With time running out for the Supreme Court to take on new cases in the current term, the Trump Administration asked Thursday evening that one more case be taken up swiftly: the controversy over the planned shutdown of the “DACA” program that has spared nearly 700,000 undocumented young immigrants from being deported. (DACA is short for the Deferred Action for Childhood Arrivals program, adopted by the Obama Administration and in effect for five years.)
In an appeal filed the night before the Justices gather for the final session at which they will consider pleas to hear new cases during the current term, the Administration argued that it is vital that the DACA dispute be resolved by the Justices without even waiting for the usual review to be completed in lower courts.
At issue are rulings by a federal trial judge, U.S. District Judge William Alsup of San Francisco, barring the Administration from closing down the program as of March 5. Under the judge’s temporary order, the program could not be stopped until after the legal challenge to it is settled in the courts. The Administration’s reason for ending DACA is that it probably would not survive a challenge that the state of Texas and its allies had vowed to bring if the government did not end it on its own. The judge found that argument flawed.
The Administration has challenged Judge Alsup’s order in the U.S. Court of Appeals for the Ninth Circuit, but its appeal asked the Justices specifically to bypass that step and decide the case themselves, and do so explicitly before the current term ends, expected in late June.
In the meantime, the Administration will continue to accept requests from young immigrants covered by the program for delayed deportation and the right to get jobs and study, and remain in the U.S. The program will continue because Judge Alsup ordered that, and because the Administration chose expressly not to ask the Supreme Court to put the judge’s order on hold while the case is heard and decided.
In the appeal, Justice Department lawyers argued that, if the Supreme Court does not intervene immediately to settle the controversy, Judge Alsup’s order keeping DACA intact will stay in operation “at least for months” while the regular appeal process unfolded. If the government now pursued its case in the Circuit Court, and that court did not overturn the judge’s order, the realities of the Supreme Court’s calendar is such that the program would be kept going “for more than a year” without a final decision to settle the legality of shutting it down.

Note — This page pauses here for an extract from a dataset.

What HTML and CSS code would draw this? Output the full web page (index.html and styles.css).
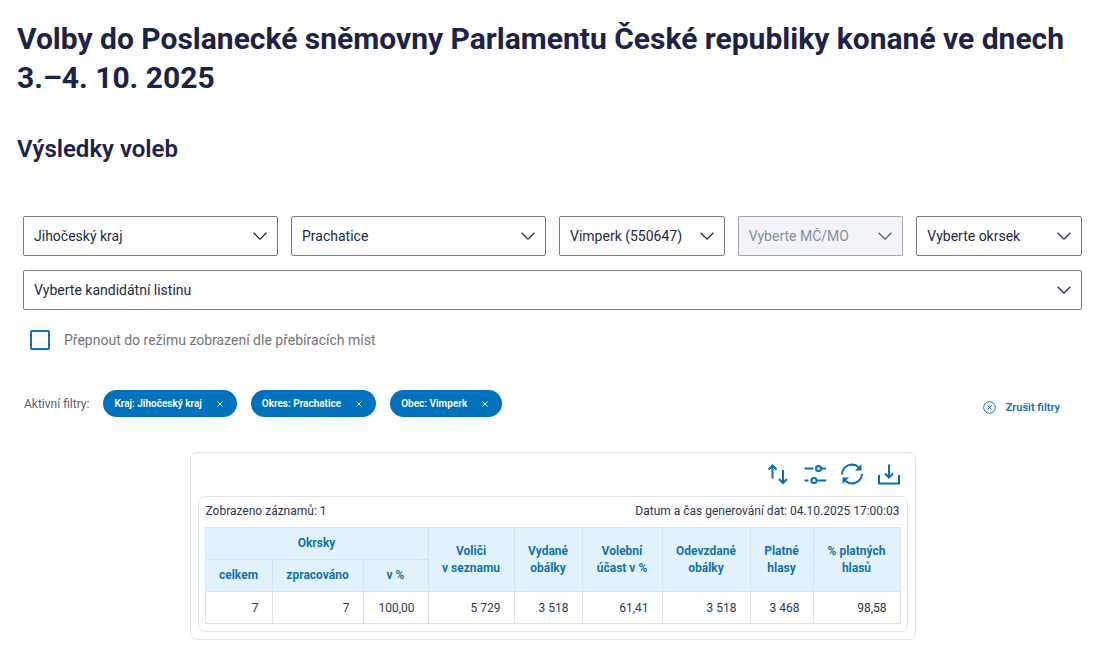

The document said that some of the harms that the government sees as a result of Judge Alsup’s order could be eased if the Administration asked for and got a temporary delay by the Supreme Court, but it added that that would only mean lingering uncertainty for all sides in the controversy. The government would be caught up in “protracted litigation” with “disruptive effects” on everyone involved, the government lawyers said.
In taking the case to the Justices, the Administration asked for a ruling that the decision to end the DACA program as of March 5 was the kind of exercise of discretion that should not even be open to challenge in the courts. The decision to shut down the program was simply done as a part of federal immigration officials’ discretion about how to enforce the laws requiring deportation of immigrants who entered the U.S. illegally, the appeal contended. (The younger immigrants covered by DACA protection entered this country illegally, when they were children brought here by their parents without a right to enter. They are customarily referred to as “dreamers” because of their aspiration to grow up in America.
If the Justices choose not to throw out the court challenge to the shutdown of DACA, the appeal went on, they should at least rule that the decision did not violate any federal immigration or other laws – as Judge Alsup had found.
The Alsup order keeping DACA intact for the time being was nationwide in scope. The Administration argued in its appeal that the judge did not have the authority to make his ruling so broad.
If the Supreme Court considers the government appeal at its private conference on Friday, it is likely to set a date for a response by the challengers who had gone to court to overturn the government plan to end DACA. If the case is going to be decided during the current term, it would have to be put on an expedited schedule, for filing of briefs and holding a hearing.
It would be highly unusual for the Court to go ahead and grant review without hearing from the challengers; that is the normal procedure.
The Supreme Court does not have to wait for a case to make its way through all lower levels of the federal court system, but it is rare for them to bypass those steps and pull up a case for their own review.
The Administration filed its appeal on Thursday evening just as Congress was getting tied up more tightly in disputes over whether the lawmakers should take some action to save the DACA program from ending. DACA has very widespread support in both houses of Congress, but the question of salvaging the program has gotten caught up in a fierce legislative battle over the federal budget and over the prospect that the government may be shut down this weekend if there is no way out of the budget impasse.
If Congress does not find a way to keep DACA intact, then the court fight that has how moved to the Supreme Court may be the only way to settle the program’s future.